Kritik yang Membangun, Bukan Menyalahkan
Kritik terhadap pesantren tentu diperlukan. Sebagai lembaga publik, pesantren harus terus berbenah seperti memperbaiki manajemen, memperkuat kurikulum, dan menjaga kesejahteraan santri. Namun, kritik yang baik bukanlah tuduhan menyeluruh yang melabeli semua pesantren dengan framing negatif. Kritik yang membangun berangkat dari niat untuk memperbaiki, bukan untuk menjatuhkan. Kedua hal ini bisa dibedakan dengan narasi yang dibangun dan data yang disampaikan. Tentunya hal tersebut adalah hasil dari penelitian yang mendalam, bukan atas dasar asumsi semata.
Pesantren juga tidak perlu alergi terhadap kritik dan masyarakat pun perlu belajar memahami kompleksitas dunia pesantren dengan lebih terbuka. Pesantren adalah lembaga yang hidup, dinamis, dan terus berubah seiring waktu.
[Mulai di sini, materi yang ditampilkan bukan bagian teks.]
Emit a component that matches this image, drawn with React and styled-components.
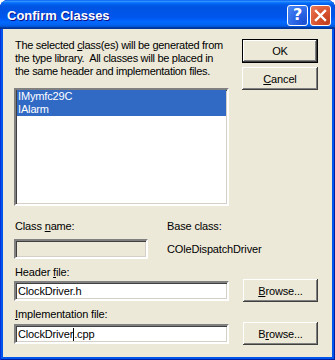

Ia bukan bangunan masa lalu, tetapi lembaga yang hidup dan terus menumbuhkan generasi baru.
Karena itu, menilai pesantren secara hitam-putih adalah kesalahan berpikir yang sama sekali tidak bisa dibenarkan. Alih-alih menggeneralisasi bahwa semua pesantren feodal dan anti kritik, lebih baik kita melihatnya sebagai rumah besar yang berisi berbagai kamar; ada yang masih tradisional, ada yang modern dan ada yang sangat progresif. Justru di tengah keragaman itulah letak kekuatan pesantren sebagai kepanjangan tangan tujuan pendidikan di Indonesia.